A handler arm can include a finally block that runs after resume's continuation completes, regardless of whether the computation succeeded or was aborted by another handler. This guarantees resource cleanup:

effect Resource {
  fun acquire : String -> String
}

handler managed for Resource {
  acquire name = {
    let handle = open_resource name
    resume handle
  } finally {
    close_resource handle
  }
}

The finally block runs after everything that follows resume has finished. If the computation completes normally, finally runs.
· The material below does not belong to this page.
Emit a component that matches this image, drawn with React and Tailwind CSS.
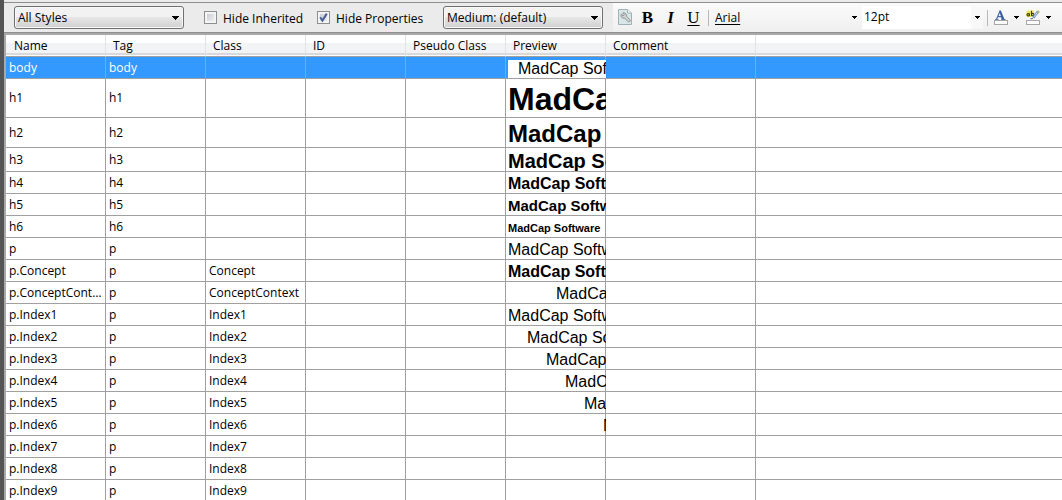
import React from "react";

const columns = ["Name", "Tag", "Class", "ID", "Pseudo Class", "Preview", "Comment"];

const plain = "text-[16px] leading-[18px]";

const rows = [
  { name: "body", tag: "body", height: "h-[22px]", preview: `${plain} pl-[10px]`, selected: true },
  { name: "h1", tag: "h1", height: "h-[39px]", preview: "text-[32px] leading-9 font-bold" },
  { name: "h2", tag: "h2", height: "h-[30px]", preview: "text-[24px] leading-[26px] font-bold" },
  { name: "h3", tag: "h3", height: "h-[24px]", preview: "text-[20px] leading-5 font-bold" },
  { name: "h4", tag: "h4", height: "h-[22px]", preview: `${plain} font-bold` },
  { name: "h5", tag: "h5", height: "h-[22px]", preview: "text-[15px] leading-[18px] font-bold" },
  { name: "h6", tag: "h6", height: "h-[22px]", preview: "text-[11px] leading-[18px] font-bold" },
  { name: "p", tag: "p", height: "h-[22px]", preview: plain },
  { name: "p.Concept", tag: "p", cls: "Concept", height: "h-[22px]", preview: `${plain} font-bold` },
  { name: "p.ConceptContext", tag: "p", cls: "ConceptContext", height: "h-[22px]", preview: `${plain} pl-[48px]` },
  { name: "p.Index1", tag: "p", cls: "Index1", height: "h-[22px]", preview: plain },
  { name: "p.Index2", tag: "p", cls: "Index2", height: "h-[22px]", preview: `${plain} pl-[19px]` },
  { name: "p.Index3", tag: "p", cls: "Index3", height: "h-[22px]", preview: `${plain} pl-[38px]` },
  { name: "p.Index4", tag: "p", cls: "Index4", height: "h-[22px]", preview: `${plain} pl-[57px]` },
  { name: "p.Index5", tag: "p", cls: "Index5", height: "h-[22px]", preview: `${plain} pl-[76px]` },
  { name: "p.Index6", tag: "p", cls: "Index6", height: "h-[22px]", preview: `${plain} pl-[95px]` },
  { name: "p.Index7", tag: "p", cls: "Index7", height: "h-[22px]" },
  { name: "p.Index8", tag: "p", cls: "Index8", height: "h-[22px]" },
  { name: "p.Index9", tag: "p", cls: "Index9", height: "h-[22px]" },
];

function Arrow({ small, className = "" }) {
  return small ? (
    <svg className={`h-[3px] w-[5px] ${className}`} viewBox="0 0 5 3" shapeRendering="crispEdges" aria-hidden="true">
      <path d="M0 0h5v1H4v1H3v1H2V2H1V1H0z" fill="#000" />
    </svg>
  ) : (
    <svg className={`h-[4px] w-[7px] ${className}`} viewBox="0 0 7 4" shapeRendering="crispEdges" aria-hidden="true">
      <path d="M0 0h7v1H6v1H5v1H4v1H3V3H2V2H1V1H0z" fill="#000" />
    </svg>
  );
}

function Dropdown({ label, value, width }) {
  return (
    <div className={`relative flex h-[23px] shrink-0 items-center ${width}`}>
      <select
        aria-label={label}
        className="h-full w-full appearance-none rounded-[3px] border border-[#707070] bg-linear-to-b from-[#f2f2f2] from-45% via-[#e6e6e6] via-50% to-[#d0d0d0] pl-[3px] text-[12px] leading-5 text-black shadow-[inset_0_0_0_1px_#f8f8f8]"
      >
        <option>{value}</option>
      </select>
      <Arrow className="pointer-events-none absolute right-[5px]" />
    </div>
  );
}

function Check({ label, checked, className }) {
  return (
    <label className={`flex shrink-0 items-center gap-[6px] text-[12px] leading-4 ${className}`}>
      <span className="relative flex size-[13px]">
        <input
          type="checkbox"
          defaultChecked={checked}
          className="peer size-[13px] appearance-none border border-[#8e8f8f] bg-linear-to-br from-[#c3c8ce] to-[#f4f4f4] shadow-[inset_0_0_0_2px_#f4f4f4]"
        />
        <svg className="pointer-events-none absolute inset-0 hidden size-[13px] peer-checked:block" viewBox="0 0 13 13" aria-hidden="true">
          <path d="M3.2 6.2 5.4 9.6 9.8 2.6" fill="none" stroke="#4a5f97" strokeWidth="2" />
        </svg>
      </span>
      <span className="pt-[2px]">{label}</span>
    </label>
  );
}

function Tool({ label, className = "", children }) {
  return (
    <button type="button" aria-label={label} className={`flex h-[24px] w-[23px] shrink-0 items-start justify-center font-['Liberation_Serif',serif] text-[17px] leading-6 text-black ${className}`}>
      {children}
    </button>
  );
}

function StyleSheetIcon() {
  return (
    <svg className="mt-[3px] h-[16px] w-[14px]" viewBox="0 0 14 16" aria-hidden="true">
      <path d="M.5.5h9l4 3.500v11.500H.5z" fill="#d9e6e8" stroke="#9fb3b6" />
      <path d="M9.500.5V4h4" fill="#f4f9fa" stroke="#9fb3b6" />
      <path d="M3.100 5.200 5 7l1.300-1.200L4.600 4c1.900-.8 4.200.7 3.900 3.200l3.500 3.700c.8 1.200-.8 2.700-2 1.700L6.600 9.100C4 9.700 2.300 7.400 3.100 5.200z" fill="#d2d2d2" stroke="#858d8f" strokeWidth=".9" />
    </svg>
  );
}

function FontColorIcon() {
  return (
    <svg className="h-[15px] w-[14px]" viewBox="0 0 14 15" aria-hidden="true">
      <path d="M1 9.500h3.500M7.200 9.500H11.500" stroke="#5f7fb8" strokeWidth="1.200" />
      <path d="M2.500 9.300 6 1.200M3.800 6.700h4" stroke="#4c6ca8" strokeWidth="1.200" fill="none" />
      <path d="M5.200.5h1.600l3.700 9H7.800z" fill="#34589c" />
      <rect x=".5" y="10.500" width="13" height="4" fill="#fff" stroke="#a6a6a6" />
    </svg>
  );
}

function HighlightIcon() {
  return (
    <svg className="h-[15px] w-[14px]" viewBox="0 0 14 15" aria-hidden="true">
      <path d="M1 .5h7v6.500H1.500L0 5.500z" fill="#f0e75c" />
      <path d="M3.400 3.200v3M3.400 4.700a1.200 1.200 0 1 0 0 .2M5.500.8v5.200M5.500 4.700a1.200 1.200 0 1 0 0-.2" fill="none" stroke="#3d3912" strokeWidth="1.100" />
      <path d="M7.300 7.800 11.800 1.800" stroke="#6d8fc4" strokeWidth="2.600" />
      <path d="M8 6.800 11.500 2.200" stroke="#d5e3f5" strokeWidth="1" />
      <path d="M10.300.8h3v1.500l-1 1.200z" fill="#a9a692" />
      <path d="M4.500 8.700 7 8.500" stroke="#777" strokeWidth="1.200" />
      <rect x=".5" y="10.500" width="13" height="4" fill="#fff" stroke="#a6a6a6" />
    </svg>
  );
}

function Separator({ className = "" }) {
  return <div className={`h-[16px] w-px shrink-0 bg-[#b8b8b8] ${className}`} />;
}

function Toolbar() {
  return (
    <div className="flex h-[31px] shrink-0 items-center border-y border-[#8f8f8f] bg-[#ebebeb] pl-[10px]">
      <Dropdown label="Style filter" value="All Styles" width="w-[170px]" />
      <Check label="Hide Inherited" className="ml-5 w-[113px]" />
      <Check label="Hide Properties" checked className="w-[126px]" />
      <Dropdown label="Medium" value="Medium: (default)" width="w-[160px]" />
      <div className="ml-[10px] flex h-full min-w-0 flex-1 items-center bg-linear-to-b from-[#fbfbfb] to-[#efefef]">
        <Tool label="Properties"><StyleSheetIcon /></Tool>
        <Tool label="Bold" className="font-bold">B</Tool>
        <Tool label="Italic" className="font-bold italic">I</Tool>
        <Tool label="Underline" className="underline underline-offset-2">U</Tool>
        <Separator className="ml-[3px]" />
        <div className="relative ml-[2px] flex w-[150px] items-center">
          <select aria-label="Font family" className="h-[22px] w-full appearance-none bg-transparent pl-[4px] text-[12px] leading-5 text-black underline underline-offset-2">
            <option>Arial</option>
          </select>
          <Arrow small className="pointer-events-none absolute right-[4px]" />
        </div>
        <div className="relative ml-px flex w-[121px] items-center bg-white">
          <select aria-label="Font size" className="h-[23px] w-full appearance-none bg-transparent pb-[2px] pl-[2px] text-[12px] leading-5 text-black">
            <option>12pt</option>
          </select>
          <span className="pointer-events-none absolute right-0 flex h-full w-[12px] items-center justify-center bg-[#f8f8f8]">
            <Arrow small />
          </span>
        </div>
        <Separator className="ml-[4px]" />
        <button type="button" aria-label="Font color" className="ml-[6px] flex shrink-0 items-center gap-[6px]">
          <FontColorIcon />
          <Arrow small />
        </button>
        <button type="button" aria-label="Highlight color" className="ml-[7px] flex shrink-0 items-center gap-[6px]">
          <HighlightIcon />
          <Arrow small />
        </button>
      </div>
    </div>
  );
}

function StyleRow({ row }) {
  const tone = row.selected ? "bg-[#3399ff] text-white" : "bg-white text-black";
  const cell = "truncate border-r border-b border-[#a0a0a0] px-[3px]";
  return (
    <tr className={`${row.height} ${tone}`}>
      <td className={cell}>{row.name}</td>
      <td className={cell}>{row.tag}</td>
      <td className={cell}>{row.cls}</td>
      <td className={cell} />
      <td className={cell} />
      <td className="border-r border-b border-[#a0a0a0] pt-[2px] pl-[2px]">
        {row.preview && (
          <div className={`relative -mr-px overflow-hidden font-['Liberation_Sans',Arial,sans-serif] whitespace-nowrap text-black ${row.selected ? "bg-white" : ""} ${row.preview}`}>
            MadCap Software
          </div>
        )}
      </td>
      <td className={cell} />
      <td className="border-b border-[#a0a0a0]" />
    </tr>
  );
}

const headerFill = "border-b border-b-[#a0a0a0] bg-[linear-gradient(#fff_38%,#f2f3f5_38%_88%,#d8d9dc_88%_93%,#fff_93%)]";

export default function App() {
  return (
    <div className="flex h-screen flex-col overflow-hidden border-l-4 border-[#555555] bg-[#ebebeb] pt-[2px] font-['Open_Sans','Noto_Sans',sans-serif] text-[12px] leading-4 text-black">
      <Toolbar />
      <div className="min-h-0 flex-1 overflow-hidden border-t-2 border-l-2 border-[#a9a9a9] bg-white">
        <table className="w-full table-fixed border-separate border-spacing-0">
          <colgroup>
            <col className="w-[100px]" />
            <col className="w-[100px]" />
            <col className="w-[100px]" />
            <col className="w-[100px]" />
            <col className="w-[100px]" />
            <col className="w-[100px]" />
            <col className="w-[150px]" />
            <col />
          </colgroup>
          <thead>
            <tr className="h-[22px]">
              {columns.map((name) => (
                <th key={name} scope="col" className={`border-r border-r-[#e0e2e5] pl-[7px] text-left font-normal first:pl-2 ${headerFill}`}>
                  {name}
                </th>
              ))}
              <td className={headerFill} />
            </tr>
          </thead>
          <tbody>
            {rows.map((row) => (
              <StyleRow key={row.name} row={row} />
            ))}
          </tbody>
        </table>
      </div>
    </div>
  );
}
If another handler (like to_result) aborts the computation, finally still runs:

fun work : Unit -> String needs {Resource, Fail}
work () = {
  let db = acquire! "db"
  fail! "something went wrong"
}

# The managed handler's finally block runs even though
# to_result aborts the computation
let result = {
  work () with managed
} with to_result
# db resource is cleaned up, result is Err "something went wrong"

The finally block inherits the scope of its handler arm, so variables bound before resume (like handle above) are accessible in the cleanup code.

One important constraint: effects performed inside a finally block cannot propagate beyond the handler they belong to. The block can use effects that are already available inside the handler (including those declared in its own needs), but it cannot introduce new unhandled effects. This ensures cleanup code is self-contained and cannot itself be interrupted by an outer handler.